I personally find it sucks, much like you do, but I hope you appreciate that it's one way to do it, not THE way.
Sadly, the computer game industry seem to be populated by people who only know of the D20 way :(
(OK, except the Fallout guys, but you know what I mean)

Interestingly, your system reminds me of the last iteration of the Epic 40K tabletop miniature game.
The old edition used a terribly heavy system that involved tons of micromanagement.
The last version had a morale system that essentially showed how a unit under fire would slowly but surely be reduced to cowering behind cover and essentially being suppressed.
What you described reminded me of that. I wonder if you were thinking about that?

Anyway, if you want more _dramatic_ fights, I would recommend you start looking at systems that are more "lethal" as we call them. Systems like Legend of the Five Rings, or the Silhouette system (used in Tribe 8, Heavy Gear, etc.
I personally like the World of Darkness system, too, although I wouldn't put it in the "lethal" category.

Anyway, just thought I would mention this.

Craig Perko said...

Philippe: I'm well aware of all the systems you've mentioned. I would hazard a guess that I've seen the rules on virtually every publically-distributed RPG system in the nineties, including some rather unusual ones.

The problem with most games involving cinematic combat is that they are brutally unrealistic. I wanted to try for realistic-feeling dramatic combat. Against... uh, giant squid monsters. And hordes of exploding zombies.
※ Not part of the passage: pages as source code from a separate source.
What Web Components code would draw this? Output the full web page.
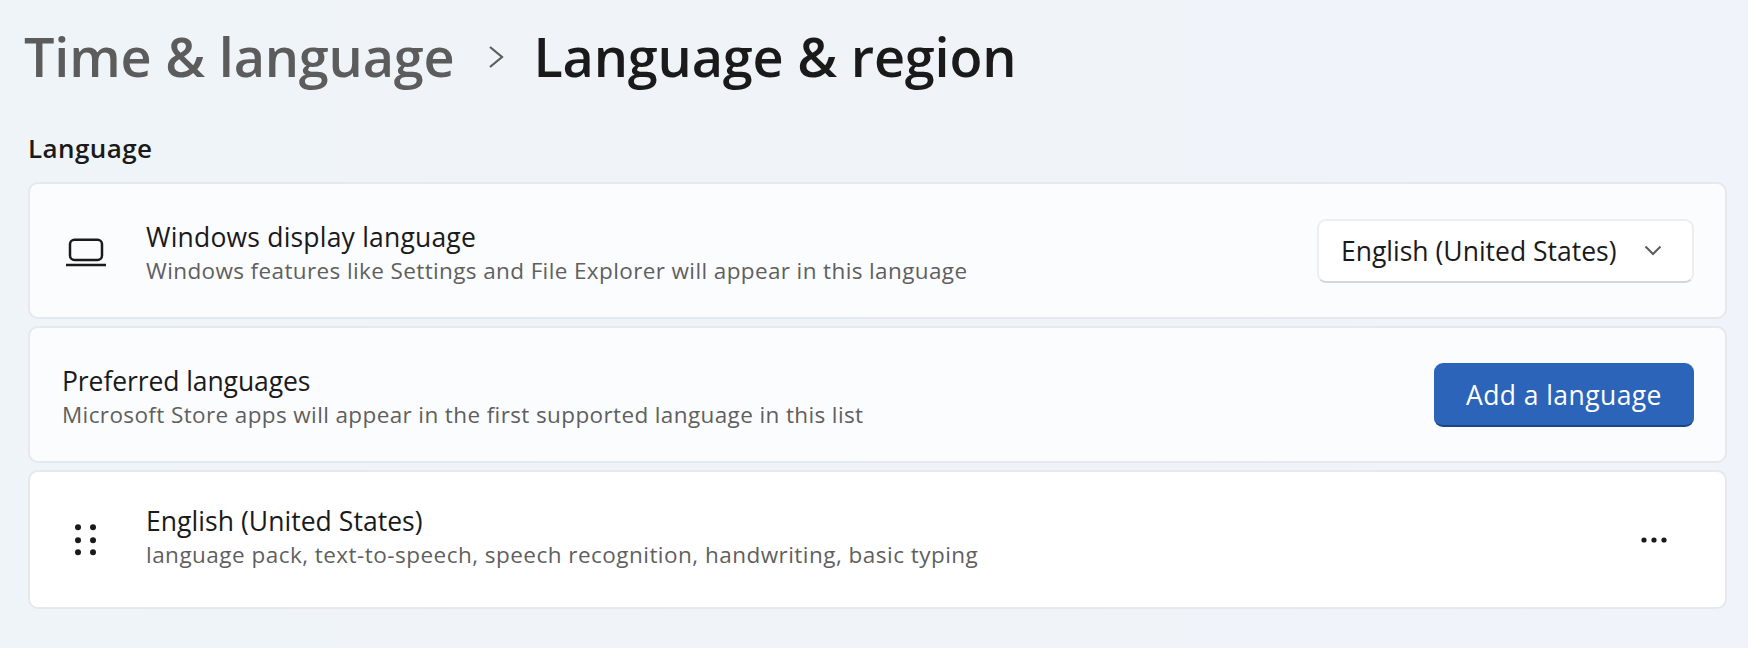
<!DOCTYPE html>
<html>
<head>
<meta charset="utf-8">
<style>
   html, body { margin: 0; height: 100%; }
   body {
      width: 1748px;
      height: 648px;
      overflow: hidden;
      background: linear-gradient(90deg, #eff4f8, #f0f3f9);
      font-family: "Open Sans", "Noto Sans", sans-serif;
      color: #1a1a1a;
   }
   settings-page { --sub: #5f5f5f; }
</style>
</head>
<body>

<settings-page>
   <page-title slot="title" parent="Time &amp; language" current="Language &amp; region"></page-title>
   <section-label slot="title">Language</section-label>

   <setting-row icon="laptop" label="Windows display language" sub="Windows features like Settings and File Explorer will appear in this language" tint="#fbfcfe" style="--h: 137px; --nudge: 5px; --label-ls: 0.2px; --sub-ls: 0.38px">
      <combo-box>English (United States)</combo-box>
   </setting-row>

   <setting-row label="Preferred languages" sub="Microsoft Store apps will appear in the first supported language in this list" tint="#fbfcfe" style="--h: 137px; --nudge: 4px; --label-ls: -0.09px; --sub-ls: 0.38px">
      <accent-button>Add a language</accent-button>
   </setting-row>

   <setting-row icon="grip" label="English (United States)" sub="language pack, text-to-speech, speech recognition, handwriting, basic typing" tint="#ffffff" style="--h: 139px; --nudge: -5px; --label-ls: 0.05px; --sub-ls: 0.47px">
      <more-icon></more-icon>
   </setting-row>
</settings-page>

<script>
// Page shell
class SettingsPage extends HTMLElement {
   connectedCallback() {
      const shadow = this.attachShadow({ mode: "open" });
      shadow.innerHTML = `
         <style>
            :host { display: block; box-sizing: border-box; padding: 0 21px 0 28px; }
            .rows { display: flex; flex-direction: column; gap: 7px; }
         </style>
         <slot name="title"></slot>
         <div class="rows"><slot></slot></div>
      `;
   }
}

// Breadcrumb title
class PageTitle extends HTMLElement {
   connectedCallback() {
      const shadow = this.attachShadow({ mode: "open" });
      shadow.innerHTML = `
         <style>
            :host {
               display: flex;
               align-items: center;
               height: 112px;
               margin-left: -4px;
               font-size: 54px;
               font-weight: 600;
               letter-spacing: -0.2px;
            }
            .parent { color: #5c5c5c; }
            .current { color: #1a1a1a; }
            svg { margin: 2px 29px 0 34px; flex: none; }
         </style>
         <span class="parent"></span>
         <svg width="16" height="24" viewBox="0 0 16 24"><path d="M2 2 L14 12 L2 22" fill="none" stroke="#5c5c5c" stroke-width="2.2"/></svg>
         <span class="current"></span>
      `;
      shadow.querySelector(".parent").textContent = this.getAttribute("parent");
      shadow.querySelector(".current").textContent = this.getAttribute("current");
   }
}

// Small section heading
class SectionLabel extends HTMLElement {
   connectedCallback() {
      const shadow = this.attachShadow({ mode: "open" });
      shadow.innerHTML = `
         <style>
            :host {
               display: block;
               height: 70px;
               line-height: 73px;
               font-size: 26px;
               font-weight: 600;
               letter-spacing: 0.4px;
            }
         </style>
         <slot></slot>
      `;
   }
}

const ROW_ICONS = {
   laptop: `<svg width="44" height="44" viewBox="0 0 44 44" fill="none" stroke="#1a1a1a" stroke-width="2.5">
      <rect x="6" y="10.75" width="32" height="20.2" rx="4.5"/><path d="M2 36 H42"/></svg>`,
   grip: `<svg width="44" height="44" viewBox="0 0 44 44" fill="#1a1a1a">
      <circle cx="14" cy="9.3" r="3"/><circle cx="29" cy="9.3" r="3"/>
      <circle cx="14" cy="22.3" r="3"/><circle cx="29" cy="22.3" r="3"/>
      <circle cx="14" cy="34.3" r="3"/><circle cx="29" cy="34.3" r="3"/></svg>`
};

// One row card of the settings list
class SettingRow extends HTMLElement {
   connectedCallback() {
      const shadow = this.attachShadow({ mode: "open" });
      const icon = ROW_ICONS[this.getAttribute("icon")] || "";
      shadow.innerHTML = `
         <style>
            :host {
               display: flex;
               align-items: center;
               box-sizing: border-box;
               height: var(--h);
               padding: 0 31px 0 32px;
               background: ${this.getAttribute("tint")};
               border: 2px solid #e5e8ec;
               border-radius: 10px;
            }
            .icon { width: 44px; height: 44px; margin: 0 38px 0 2px; flex: none; }
            .text { flex: 1; min-width: 0; margin-top: var(--nudge); }
            .label { font-size: 26.5px; line-height: 36px; letter-spacing: var(--label-ls); }
            .sub { font-size: 22.5px; line-height: 32px; letter-spacing: var(--sub-ls); color: var(--sub); }
         </style>
         ${icon ? `<div class="icon">${icon}</div>` : ""}
         <div class="text">
            <div class="label"></div>
            <div class="sub"></div>
         </div>
         <slot></slot>
      `;
      shadow.querySelector(".label").textContent = this.getAttribute("label");
      shadow.querySelector(".sub").textContent = this.getAttribute("sub");
   }
}

// Dropdown
class ComboBox extends HTMLElement {
   connectedCallback() {
      const shadow = this.attachShadow({ mode: "open" });
      shadow.innerHTML = `
         <style>
            :host {
               display: flex;
               align-items: center;
               justify-content: space-between;
               box-sizing: border-box;
               width: 377px;
               height: 64px;
               padding: 0 30px 0 22px;
               background: #ffffff;
               border: 2px solid #eceef0;
               border-bottom-color: #d4d6d9;
               border-radius: 9px;
               font-size: 26.5px;
               letter-spacing: 0;
            }
            svg { flex: none; }
         </style>
         <slot></slot>
         <svg width="18" height="11" viewBox="0 0 18 11"><path d="M1.5 1.5 L9 9 L16.5 1.5" fill="none" stroke="#5c5c5c" stroke-width="2"/></svg>
      `;
   }
}

// Accent button
class AccentButton extends HTMLElement {
   connectedCallback() {
      const shadow = this.attachShadow({ mode: "open" });
      shadow.innerHTML = `
         <style>
            :host {
               display: flex;
               align-items: center;
               justify-content: center;
               box-sizing: border-box;
               width: 260px;
               height: 64px;
               padding-top: 3px;
               background: #2b64b8;
               border-bottom: 2px solid #1c4585;
               border-radius: 9px;
               color: #ffffff;
               font-size: 26.5px;
               letter-spacing: 0.42px;
            }
         </style>
         <slot></slot>
      `;
   }
}

// Three dots menu
class MoreIcon extends HTMLElement {
   connectedCallback() {
      const shadow = this.attachShadow({ mode: "open" });
      shadow.innerHTML = `
         <style>
            :host { display: block; width: 28px; height: 6px; margin-right: 26px; line-height: 0; }
         </style>
         <svg width="28" height="6" viewBox="0 0 28 6" fill="#1a1a1a">
            <circle cx="4" cy="3" r="2.6"/><circle cx="14" cy="3" r="2.6"/><circle cx="24" cy="3" r="2.6"/>
         </svg>
      `;
   }
}

customElements.define("settings-page", SettingsPage);
customElements.define("page-title", PageTitle);
customElements.define("section-label", SectionLabel);
customElements.define("setting-row", SettingRow);
customElements.define("combo-box", ComboBox);
customElements.define("accent-button", AccentButton);
customElements.define("more-icon", MoreIcon);
</script>
</body>
</html>
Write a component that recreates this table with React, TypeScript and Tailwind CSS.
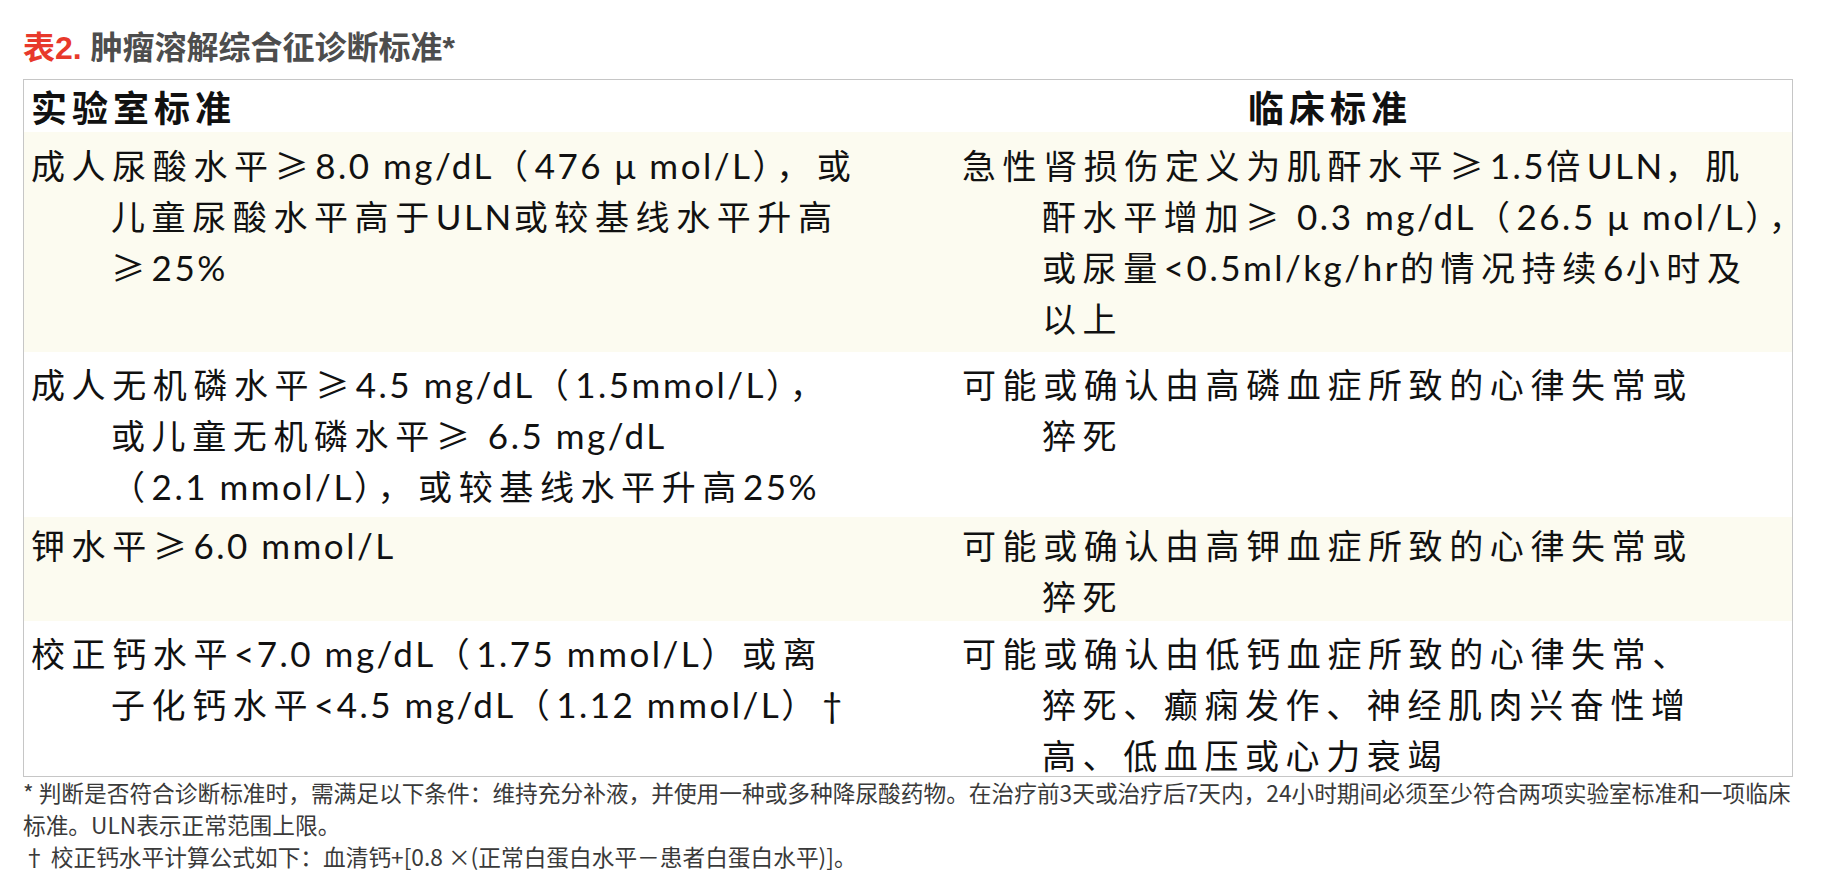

Most games which try for dramatic combat essentially waive away anything that isn't a boss, and any team with three or more combat-related characters will generally find it easy to swamp the enemy boss.

Systems of morale and disarray are pretty common in wargames, but are usually just tacked on in RPGs, because RPGs are intended for mostly few-on-few fights.

BTW, if you haven't, I suggest looking into the game "Feng Shui". You might find it very interesting. I was irritated by pieces of it, but the concentration on cinematic play was very refreshing.